Meet Mrs and Mr Mouse.
They are hard-working, sober, and not given to being imaginative. Both have completely normal teeth. Mrs Mouse gives birth to her first litter, paints the nursery, picks out nicely rhyming names, and but what’s this? Two of the nine micekins have what can only be described as fangs. Mr Mouse peers suspiciously at Mrs Mouse. Mrs Mouse murmurs weakly that it must be from Mr Mouse’s side of the family. Mr Mouse is thinking more likely from the milkman. Accusations fly. Fur flies. Baby mice wail. Another broken marriage, derailed by a lack of basic genetic understanding.
What went wrong? How could two fangless mice end up with vampire babies?
Remember that recessive alleles don’t disappear, they just, well, bide their time. They can hang out for generations, on seemingly perpetual recess, until they meet another recessive allele. The key is that Mr Mouse and Mrs Mouseboth have the recessive allele vam37. Neither of them knows, because the allele is just lurking in the genotype, not showing its fangs. On the outside, nothing is different about these 2 mice. When searching for a mate, neither Mr nor Mrs Mouse could tell that anything was amiss. But when sperm meets egg, those two recessive alleles meet. And suddenly they don’t have to recede anymore. Without the dominant ’normal teeth’ genes (T), vam37 (t) can show its true colors.
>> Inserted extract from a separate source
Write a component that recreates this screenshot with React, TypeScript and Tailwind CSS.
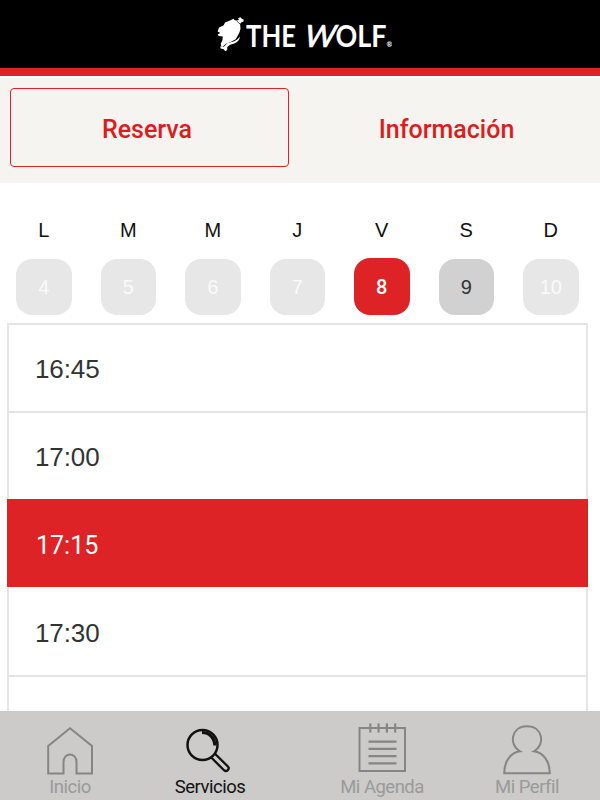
import clsx from "clsx";

/* ================= DATA ================= */

const DAYS = [
  { letter: "L", date: 4, state: "disabled" },
  { letter: "M", date: 5, state: "disabled" },
  { letter: "M", date: 6, state: "disabled" },
  { letter: "J", date: 7, state: "disabled" },
  { letter: "V", date: 8, state: "selected" },
  { letter: "S", date: 9, state: "available" },
  { letter: "D", date: 10, state: "disabled" },
];

const SLOTS = ["16:45", "17:00", "17:15", "17:30", ""];
const SELECTED_SLOT = "17:15";

/* ================= ICONS ================= */

function HomeIcon() {
  return (
    <svg width="48" height="50" viewBox="0 0 48 50" fill="none" stroke="#858585" strokeWidth="2">
      <path d="M2.200 21 24 3.200 46 21v27.500H30.500V37c0-10-13-10-13 0v11.500H2.200Z" />
    </svg>
  );
}

function SearchIcon() {
  return (
    <svg width="48" height="50" viewBox="0 0 48 50" fill="none" stroke="#111">
      <circle cx="16.500" cy="20" r="15" strokeWidth="2.500" />
      <path d="M16 7.500c7.500 0 12.500 5.300 12.900 13" strokeWidth="3.200" />
      <path d="m25 32.300 13 12.900c2.600 2.300 6.200-1.200 3.900-3.700L29 28.700" strokeWidth="2.300" />
    </svg>
  );
}

function AgendaIcon() {
  return (
    <svg width="48" height="50" viewBox="0 0 48 50" fill="none" stroke="#858585" strokeWidth="2">
      <path d="M1.500 3h45.500v43H1.500Z" />
      <path
        d="M12.300-1.500v9M20.600-1.500v9M28.900-1.500v9M37.200-1.500v9M10.500 16.700h28M10.500 23.900h28M10.500 31.100h28M10.500 38.300h28"
        className="[stroke-width:2.200]"
      />
    </svg>
  );
}

function ProfileIcon() {
  return (
    <svg width="48" height="50" viewBox="0 0 48 50" fill="none" stroke="#858585" strokeWidth="2">
      <path d="M17 26.300C5.500 20 8 1.300 24 1.300S42.500 20 31 26.300C40 27.500 46.800 36 46.800 48.200H1.200C1.200 36 8 27.500 17 26.300Z" />
    </svg>
  );
}

const NAV = [
  { label: "Inicio", icon: HomeIcon, place: "w-[140px]" },
  { label: "Servicios", icon: SearchIcon, place: "w-[140px]" },
  { label: "Mi Agenda", icon: AgendaIcon, place: "ml-[32px] w-[140px]" },
  { label: "Mi Perfil", icon: ProfileIcon, place: "ml-[5px] w-[140px]" },
];

/* ================= HEADER ================= */

function Logo() {
  return (
    <svg width="176" height="40" viewBox="216 14 176 40" fill="#fff" aria-label="The Wolf">
      <path d="m219 27.500 4.500-2 1.500-3 5-2 3.500-1.800 1.200 1.500 2 .3 1 1.800 2.500 2.200.3 4.300-1 3.500-1.800 3.500-2 3.500-5 2.800-5 2-4 3.500-1-3.500 1.800-4.200.200-3.500-4.100-.4-.9-1.800 2.600-1.300-2.600-1.500Z" />
      <path d="m237 20.500 2-1-1-1.300 2.400-.900 1.400 1.400 2 1-.6 2.300-1.500-.200-.9 1.600-1.800-.3Z" />
      <path d="M240 36.500c-1 5.500-4.500 7.200-10 8.200l-2.700 2.300-.1 3-2 1.300-1.500-2-3-.8-.5-2 3.500.2 4-3.800c6-1.200 9.500-2.400 12.300-6.400Z" />
      <g className="font-['Lato'] text-[30.500px] font-bold">
        <text x="246" y="46.800" textLength="50" lengthAdjust="spacingAndGlyphs">THE</text>
        <text
          transform="translate(302.500 46.800) skewX(-14)"
          textLength="31"
          lengthAdjust="spacingAndGlyphs"
          className="font-normal [stroke-width:0.700]"
          stroke="#fff"
        >
          W
        </text>
        <text x="335.500" y="46.800">
          <tspan textLength="51" lengthAdjust="spacingAndGlyphs">OLF</tspan>
          <tspan className="text-[7px]">®</tspan>
        </text>
      </g>
    </svg>
  );
}

/* ================= DAY PICKER ================= */

function DayPicker() {
  return (
    <div className="ml-[1.5px] mt-[35px] grid h-[105px] w-[591.5px] grid-cols-7">
      {DAYS.map(({ letter, date, state }) => (
        <div key={date} className="flex flex-col items-center">
          <span className="text-[20px] leading-[24px] text-[#111]">{letter}</span>
          <span
            className={clsx(
              "flex w-[55.5px] items-center justify-center rounded-[16px] text-[20px]",
              state === "selected" && "mt-[16px] h-[57px] bg-[#dd2326] font-['Roboto'] font-medium text-white",
              state === "available" && "mt-[17px] h-[55.5px] bg-[#d1d1d1] text-[#333]",
              state === "disabled" && "mt-[17px] h-[55.5px] bg-[#e7e7e7] text-[#fafafa]"
            )}
          >
            {date}
          </span>
        </div>
      ))}
    </div>
  );
}

/* ================= PAGE ================= */

export default function App() {
  return (
    <div className="flex h-[800px] w-[600px] flex-col overflow-hidden bg-white font-['Liberation_Sans',sans-serif]">
      <header className="flex h-[76px] shrink-0 justify-center border-b-8 border-[#dd2326] bg-black pl-[8px] pt-[14px]">
        <Logo />
      </header>

      <div className="mt-[2px] flex h-[105px] shrink-0 bg-[#f5f4f0] px-[10px] pt-[10px] font-['Roboto',sans-serif] text-[25px] font-medium text-[#dd1c20]">
        <button className="h-[79px] w-[279px] rounded-[4px] border-[1.5px] border-[#dd2326] pr-[5px] pt-[4px]">Reserva</button>
        <button className="h-[79px] flex-1 pl-[14px] pt-[4px]">Información</button>
      </div>

      <DayPicker />

      <ul className="ml-[7px] w-[581px] flex-1 overflow-hidden border-t-2 border-[#e5e5e5]">
        {SLOTS.map((slot) => (
          <li
            key={slot}
            className={clsx(
              "flex items-center",
              slot === SELECTED_SLOT
                ? "relative -mt-[2px] h-[88px] bg-[#dd2326] pl-[29px] pt-[6px] font-['Roboto'] text-[25px] text-white"
                : "h-[88px] border-x-2 border-b-2 border-[#e5e5e5] pl-[26px] pt-[2px] text-[26px] tracking-[-0.1px] text-[#333]",
              slot === "17:30" && "h-[90px] pt-[4px]"
            )}
          >
            {slot}
          </li>
        ))}
      </ul>

      <nav className="flex h-[89px] shrink-0 bg-[#cccbc9] font-['Roboto',sans-serif]">
        {NAV.map(({ label, icon: Icon, place }) => (
          <a
            key={label}
            className={clsx(
              "flex flex-col items-center pt-[14px] text-[18.5px] leading-[24px] tracking-[-0.5px] [&_svg]:overflow-visible",
              place,
              label === "Servicios" ? "text-[#111]" : "text-[#9a9a9a]"
            )}
          >
            <Icon />
            {label}
          </a>
        ))}
      </nav>
    </div>
  );
}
How often does that happen? Let’s go back to the coin analogy. Each genotype is like a coin with 2 sides, so when Mr and Mrs Mouse get together to make a baby, its like flipping one coin for each of their genotypes. Mr Mouse’s coin might come up normal or vampire. Mrs Mouse’s coin might come up normal or vampire. If one or either or both are normal, so is the kid mouse. But if both come up vampire, then that kid mouse is… vampiric.